(Dataset items)
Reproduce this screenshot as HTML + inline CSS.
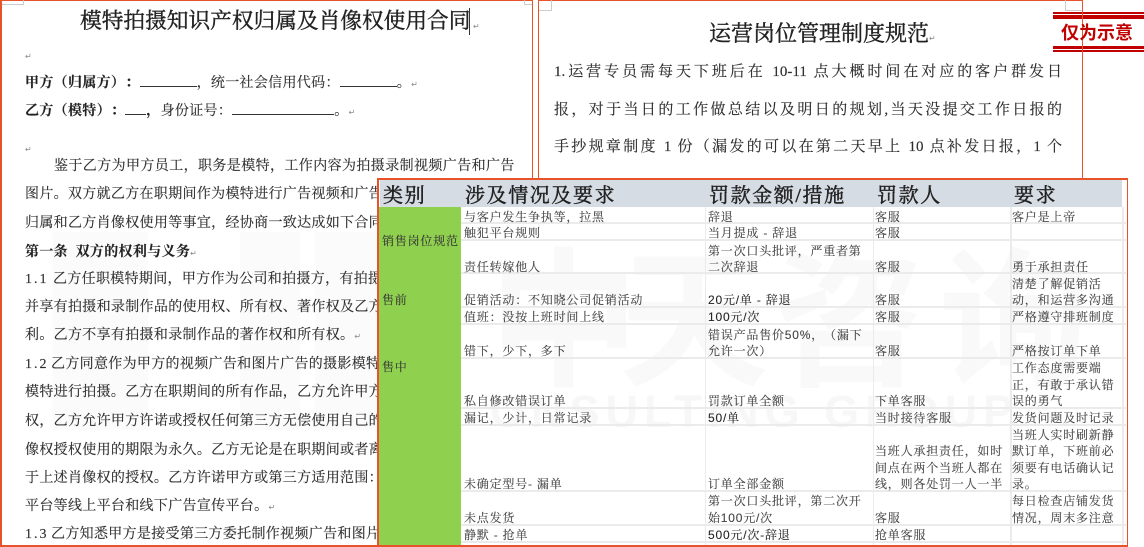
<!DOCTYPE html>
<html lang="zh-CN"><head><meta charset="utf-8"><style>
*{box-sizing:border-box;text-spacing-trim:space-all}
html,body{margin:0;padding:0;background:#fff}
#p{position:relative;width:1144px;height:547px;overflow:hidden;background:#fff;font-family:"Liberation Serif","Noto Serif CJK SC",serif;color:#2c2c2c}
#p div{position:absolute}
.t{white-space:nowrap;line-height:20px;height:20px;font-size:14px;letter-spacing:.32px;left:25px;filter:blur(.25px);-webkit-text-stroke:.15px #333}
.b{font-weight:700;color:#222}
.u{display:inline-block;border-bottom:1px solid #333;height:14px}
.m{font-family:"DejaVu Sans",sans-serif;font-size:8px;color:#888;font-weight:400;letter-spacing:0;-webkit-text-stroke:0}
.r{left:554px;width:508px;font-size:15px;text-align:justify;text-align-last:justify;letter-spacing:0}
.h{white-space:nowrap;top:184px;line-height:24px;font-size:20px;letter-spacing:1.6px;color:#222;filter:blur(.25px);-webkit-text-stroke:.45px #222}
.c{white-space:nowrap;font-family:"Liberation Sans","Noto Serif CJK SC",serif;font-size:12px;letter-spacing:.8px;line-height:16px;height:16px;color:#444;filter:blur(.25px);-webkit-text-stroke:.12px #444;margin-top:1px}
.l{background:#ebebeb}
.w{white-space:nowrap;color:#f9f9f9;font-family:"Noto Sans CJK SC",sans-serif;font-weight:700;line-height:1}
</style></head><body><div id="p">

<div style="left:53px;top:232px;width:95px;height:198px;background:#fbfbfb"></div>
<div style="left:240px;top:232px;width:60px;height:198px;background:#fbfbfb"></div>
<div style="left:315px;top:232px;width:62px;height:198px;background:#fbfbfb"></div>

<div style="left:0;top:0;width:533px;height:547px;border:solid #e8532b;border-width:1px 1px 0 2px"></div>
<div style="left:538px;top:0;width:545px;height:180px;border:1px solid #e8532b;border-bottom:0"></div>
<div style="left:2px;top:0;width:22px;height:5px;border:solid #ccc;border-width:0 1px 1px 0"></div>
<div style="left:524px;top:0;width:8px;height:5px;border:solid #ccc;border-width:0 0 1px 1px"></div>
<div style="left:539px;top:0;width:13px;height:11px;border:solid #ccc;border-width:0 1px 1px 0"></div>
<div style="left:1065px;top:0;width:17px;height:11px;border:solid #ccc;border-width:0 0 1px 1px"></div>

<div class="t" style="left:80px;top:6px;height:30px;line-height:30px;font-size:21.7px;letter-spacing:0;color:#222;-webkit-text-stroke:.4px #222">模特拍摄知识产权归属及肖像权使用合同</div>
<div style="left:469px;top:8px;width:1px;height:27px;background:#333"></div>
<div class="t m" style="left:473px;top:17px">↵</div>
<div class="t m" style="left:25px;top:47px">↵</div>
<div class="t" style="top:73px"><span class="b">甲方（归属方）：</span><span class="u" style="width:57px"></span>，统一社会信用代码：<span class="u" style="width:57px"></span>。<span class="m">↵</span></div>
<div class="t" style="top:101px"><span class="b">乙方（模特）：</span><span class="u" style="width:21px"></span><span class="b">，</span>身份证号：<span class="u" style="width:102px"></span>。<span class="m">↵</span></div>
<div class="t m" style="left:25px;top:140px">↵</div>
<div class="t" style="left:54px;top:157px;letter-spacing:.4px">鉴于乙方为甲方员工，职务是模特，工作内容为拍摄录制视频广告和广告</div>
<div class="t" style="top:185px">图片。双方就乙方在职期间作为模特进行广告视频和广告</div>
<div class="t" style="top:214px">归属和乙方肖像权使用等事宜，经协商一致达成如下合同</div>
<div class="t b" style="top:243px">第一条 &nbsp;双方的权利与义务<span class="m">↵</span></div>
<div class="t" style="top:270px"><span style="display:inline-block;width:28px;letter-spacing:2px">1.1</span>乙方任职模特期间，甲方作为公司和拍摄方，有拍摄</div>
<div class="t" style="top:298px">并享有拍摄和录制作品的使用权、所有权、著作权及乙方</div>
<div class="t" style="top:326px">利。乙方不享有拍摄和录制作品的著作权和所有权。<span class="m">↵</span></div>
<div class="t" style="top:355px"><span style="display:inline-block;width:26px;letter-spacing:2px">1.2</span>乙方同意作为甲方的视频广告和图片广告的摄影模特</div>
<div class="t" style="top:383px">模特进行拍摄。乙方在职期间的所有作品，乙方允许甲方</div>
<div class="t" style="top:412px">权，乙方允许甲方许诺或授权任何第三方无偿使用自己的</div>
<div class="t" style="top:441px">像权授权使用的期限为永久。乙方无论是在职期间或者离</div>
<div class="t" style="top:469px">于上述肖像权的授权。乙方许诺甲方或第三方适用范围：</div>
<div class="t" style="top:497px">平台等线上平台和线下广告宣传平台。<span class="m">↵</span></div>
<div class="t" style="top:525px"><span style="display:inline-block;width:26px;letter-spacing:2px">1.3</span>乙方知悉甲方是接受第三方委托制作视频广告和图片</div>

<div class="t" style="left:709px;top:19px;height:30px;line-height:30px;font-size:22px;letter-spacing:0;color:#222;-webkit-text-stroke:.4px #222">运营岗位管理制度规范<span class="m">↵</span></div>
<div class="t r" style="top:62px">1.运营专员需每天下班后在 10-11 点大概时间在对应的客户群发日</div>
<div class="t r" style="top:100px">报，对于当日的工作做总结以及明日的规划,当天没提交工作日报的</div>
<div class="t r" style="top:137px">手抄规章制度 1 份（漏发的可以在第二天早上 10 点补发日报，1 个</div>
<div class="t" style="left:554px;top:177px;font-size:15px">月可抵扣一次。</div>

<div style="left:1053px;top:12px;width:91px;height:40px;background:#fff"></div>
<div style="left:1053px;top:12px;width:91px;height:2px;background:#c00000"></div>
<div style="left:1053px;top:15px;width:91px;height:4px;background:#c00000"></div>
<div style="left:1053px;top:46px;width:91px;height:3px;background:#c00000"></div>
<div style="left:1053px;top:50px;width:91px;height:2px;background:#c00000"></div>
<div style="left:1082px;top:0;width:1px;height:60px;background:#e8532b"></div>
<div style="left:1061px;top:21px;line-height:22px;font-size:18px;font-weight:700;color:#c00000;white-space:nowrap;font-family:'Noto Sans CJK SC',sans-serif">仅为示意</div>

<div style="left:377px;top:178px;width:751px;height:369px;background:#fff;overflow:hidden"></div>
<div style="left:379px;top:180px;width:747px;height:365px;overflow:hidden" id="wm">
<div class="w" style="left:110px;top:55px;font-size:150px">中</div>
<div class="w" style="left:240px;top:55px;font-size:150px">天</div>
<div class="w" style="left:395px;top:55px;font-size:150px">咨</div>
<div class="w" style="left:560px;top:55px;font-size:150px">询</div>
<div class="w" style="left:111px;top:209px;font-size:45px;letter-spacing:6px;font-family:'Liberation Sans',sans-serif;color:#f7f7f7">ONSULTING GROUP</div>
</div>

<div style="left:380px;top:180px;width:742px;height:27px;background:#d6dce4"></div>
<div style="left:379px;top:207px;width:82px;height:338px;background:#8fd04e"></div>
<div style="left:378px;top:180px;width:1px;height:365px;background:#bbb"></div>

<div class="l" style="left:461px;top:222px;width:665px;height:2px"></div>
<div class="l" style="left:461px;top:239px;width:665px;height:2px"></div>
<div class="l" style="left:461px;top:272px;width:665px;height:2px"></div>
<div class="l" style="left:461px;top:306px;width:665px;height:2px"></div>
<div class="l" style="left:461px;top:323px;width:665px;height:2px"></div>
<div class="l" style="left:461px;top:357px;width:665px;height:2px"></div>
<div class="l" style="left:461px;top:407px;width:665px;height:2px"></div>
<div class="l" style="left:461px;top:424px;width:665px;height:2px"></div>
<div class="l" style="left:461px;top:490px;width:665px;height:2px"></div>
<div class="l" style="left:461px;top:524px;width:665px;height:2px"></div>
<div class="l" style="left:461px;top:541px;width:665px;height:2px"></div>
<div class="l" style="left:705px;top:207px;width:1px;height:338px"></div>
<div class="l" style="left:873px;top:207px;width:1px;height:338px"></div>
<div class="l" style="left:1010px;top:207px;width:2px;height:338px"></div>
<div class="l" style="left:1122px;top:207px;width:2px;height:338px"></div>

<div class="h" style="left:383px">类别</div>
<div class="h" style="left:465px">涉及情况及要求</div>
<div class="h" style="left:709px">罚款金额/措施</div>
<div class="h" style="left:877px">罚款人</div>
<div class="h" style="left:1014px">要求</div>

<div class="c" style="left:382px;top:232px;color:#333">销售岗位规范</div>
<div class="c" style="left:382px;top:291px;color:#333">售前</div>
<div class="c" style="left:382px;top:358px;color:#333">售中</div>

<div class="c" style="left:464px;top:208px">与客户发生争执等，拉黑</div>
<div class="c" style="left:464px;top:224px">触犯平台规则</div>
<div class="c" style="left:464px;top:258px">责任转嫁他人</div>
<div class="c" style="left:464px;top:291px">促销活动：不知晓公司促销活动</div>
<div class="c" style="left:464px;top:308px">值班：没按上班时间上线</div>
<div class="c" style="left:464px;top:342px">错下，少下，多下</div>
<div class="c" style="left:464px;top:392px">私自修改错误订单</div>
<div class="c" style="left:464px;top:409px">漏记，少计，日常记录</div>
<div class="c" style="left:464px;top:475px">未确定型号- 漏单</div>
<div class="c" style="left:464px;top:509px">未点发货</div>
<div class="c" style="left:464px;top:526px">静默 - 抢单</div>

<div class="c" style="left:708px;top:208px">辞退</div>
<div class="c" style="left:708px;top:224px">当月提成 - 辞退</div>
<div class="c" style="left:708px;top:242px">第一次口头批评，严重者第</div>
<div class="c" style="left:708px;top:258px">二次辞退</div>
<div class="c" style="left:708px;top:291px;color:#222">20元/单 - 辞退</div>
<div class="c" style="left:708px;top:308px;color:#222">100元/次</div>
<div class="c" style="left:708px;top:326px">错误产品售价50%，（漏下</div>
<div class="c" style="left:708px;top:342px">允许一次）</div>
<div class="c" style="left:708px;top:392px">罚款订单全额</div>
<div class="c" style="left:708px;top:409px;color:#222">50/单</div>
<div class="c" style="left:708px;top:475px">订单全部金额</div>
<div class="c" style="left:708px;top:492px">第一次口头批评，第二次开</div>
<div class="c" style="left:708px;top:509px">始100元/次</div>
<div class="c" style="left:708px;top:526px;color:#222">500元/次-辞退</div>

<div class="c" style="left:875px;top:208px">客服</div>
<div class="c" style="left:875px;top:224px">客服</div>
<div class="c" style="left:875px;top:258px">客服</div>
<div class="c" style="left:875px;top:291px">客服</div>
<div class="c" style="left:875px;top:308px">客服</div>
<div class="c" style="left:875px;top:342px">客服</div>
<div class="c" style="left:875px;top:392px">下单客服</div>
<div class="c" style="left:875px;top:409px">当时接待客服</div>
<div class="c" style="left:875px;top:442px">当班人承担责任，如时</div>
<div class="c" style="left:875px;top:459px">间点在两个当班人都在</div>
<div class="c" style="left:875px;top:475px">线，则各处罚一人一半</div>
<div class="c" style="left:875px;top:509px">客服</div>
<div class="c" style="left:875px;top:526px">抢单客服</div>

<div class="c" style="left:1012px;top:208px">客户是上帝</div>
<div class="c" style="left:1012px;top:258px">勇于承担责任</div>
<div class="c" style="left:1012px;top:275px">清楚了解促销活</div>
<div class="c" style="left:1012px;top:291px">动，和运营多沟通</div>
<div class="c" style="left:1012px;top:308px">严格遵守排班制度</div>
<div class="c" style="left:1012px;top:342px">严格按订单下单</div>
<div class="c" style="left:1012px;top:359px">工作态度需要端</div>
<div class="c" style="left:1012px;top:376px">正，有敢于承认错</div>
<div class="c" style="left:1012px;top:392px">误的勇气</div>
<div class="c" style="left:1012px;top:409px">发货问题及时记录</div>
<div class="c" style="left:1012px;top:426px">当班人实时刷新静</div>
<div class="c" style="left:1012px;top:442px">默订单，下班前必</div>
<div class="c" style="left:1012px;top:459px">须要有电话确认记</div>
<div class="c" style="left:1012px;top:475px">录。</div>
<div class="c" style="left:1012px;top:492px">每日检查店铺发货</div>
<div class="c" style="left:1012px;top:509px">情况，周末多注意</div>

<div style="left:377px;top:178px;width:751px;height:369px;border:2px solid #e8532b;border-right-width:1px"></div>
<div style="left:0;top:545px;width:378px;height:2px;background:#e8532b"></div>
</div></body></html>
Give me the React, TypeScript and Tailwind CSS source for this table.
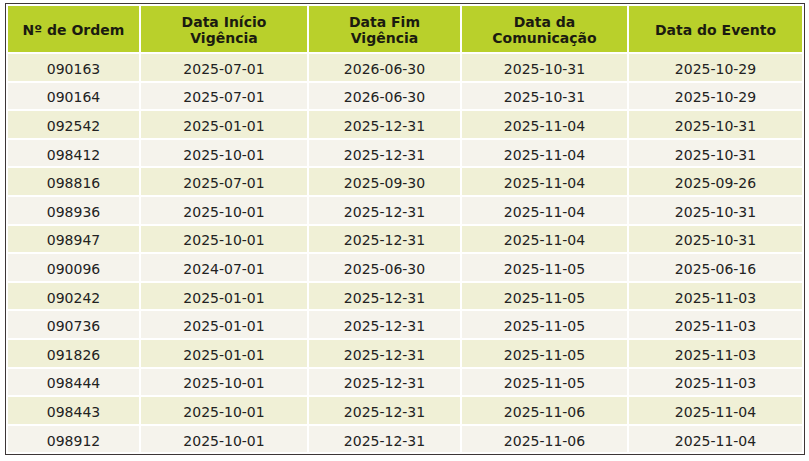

## What is expected
Among the entries above, how many lines hold the string "this"? Give the number by itself.

## Exercise output
2